At a higher level of structure, the Calendaring and Scheduling Core Object is a collection of calendaring and scheduling information. Typically, this information will consist of an iCalendar stream with a one or more sequentially grouped iCalendar objects together in an iCalendar stream.
Within the iCalendar object, the first line must be "BEGIN:VCALENDAR" and the last line must be "END:VCALENDAR". Between these encapsulating lines is the iCalendar body which consists of a sequence of calendar properties and one or more calendar components. The calendar properties are attributes that apply to the calendar object as a whole. The calendar components are collections of properties that express a particular calendar semantic. For example, the calendar component can specify an event, a to-do, a journal entry, time zone information, free/busy time information, or an alarm.

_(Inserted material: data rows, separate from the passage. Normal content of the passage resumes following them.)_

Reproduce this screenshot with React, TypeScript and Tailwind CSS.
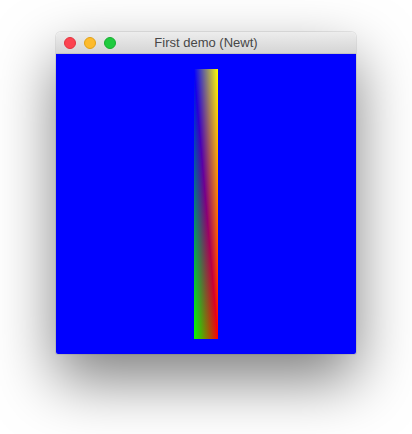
export default function App() {
  return (
    <div className="w-[412px] h-[434px] bg-white pl-[56px] pt-[32px] font-['Liberation_Sans',Arial,sans-serif]">
      <div className="w-[300px] rounded-t-[5px] rounded-b-[2px] shadow-[0_26px_60px_rgba(0,0,0,0.5),0_0_0_1px_rgba(0,0,0,0.08)] overflow-hidden">
        {/* title bar */}
        <div className="relative h-[22px] flex items-center bg-gradient-to-b from-[#ededed] to-[#d5d5d5] border-b border-[#c2c2c2]">
          <div className="flex gap-[8px] pl-[8px]">
            <span className="w-[12px] h-[12px] rounded-full bg-[#fc4350] border border-[#e2333f]" />
            <span className="w-[12px] h-[12px] rounded-full bg-[#fdbb2d] border border-[#e1a118]" />
            <span className="w-[12px] h-[12px] rounded-full bg-[#1fcb3f] border border-[#18ad31]" />
          </div>
          <span className="absolute inset-0 flex items-center justify-center text-[13px] text-[#474747]">
            First demo (Newt)
          </span>
        </div>
        {/* gl canvas: quad drawn as two gouraud-shaded triangles */}
        <div className="h-[300px] bg-[#0000ff] pt-[15px] pl-[138px]">
          <div className="relative w-[24px] h-[270px]">
            {/* lower-left triangle (TL, BL, BR), drawn full so the seam stays clean */}
            <div className="absolute inset-0 bg-blend-screen [background-image:linear-gradient(to_right,#000,#f00),linear-gradient(to_bottom_left,#000_50%,#0f0),linear-gradient(to_bottom,#00f,#000)]" />
            {/* upper-right triangle (TL, TR, BR) */}
            <div className="absolute inset-0 bg-blend-screen [clip-path:polygon(0_0,100%_0,100%_100%)] [background-image:linear-gradient(to_right,#000,#f00),linear-gradient(to_top_right,#000_50%,#0f0),linear-gradient(to_right,#00f,#000)]" />
          </div>
        </div>
      </div>
    </div>
  );
}
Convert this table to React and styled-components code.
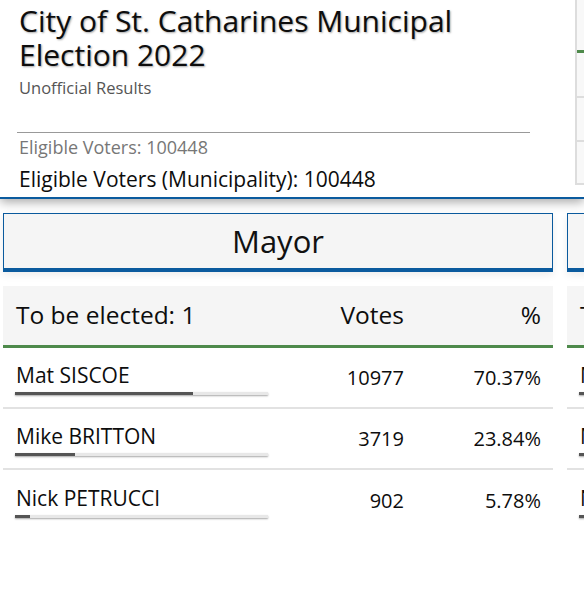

Within the iCalendar body structure:
Applications that import iCalendar objects are expected to support all of the component types defined in RFC 5545. Practically, this means that applications are expected to ignore values they don't recognize and should not silently drop any components as that can lead to user data loss.
Moreover, compliant applications must generate iCalendar streams in the UTF-8 charset and must accept iCalendar streams in UTF-8 or US-ASCII charsets. A different character set can be specified using the "charset" MIME parameter.
iCalendar objects can have attachments. The default value type for the Attach descriptive component property is URI. The value type can also be set to BINARY to indicate inline binary encoded content information.
iCalendar is based on the vCalendar format published in 1996 by the Internet Mail Consortium (IMC). RFC 2445, which defined the first iCalendar format, was created by the Internet Engineering Task Force Calendaring and Scheduling Working Group in 1998; the RFC 5545 update and current specification was published by IETF in 2009.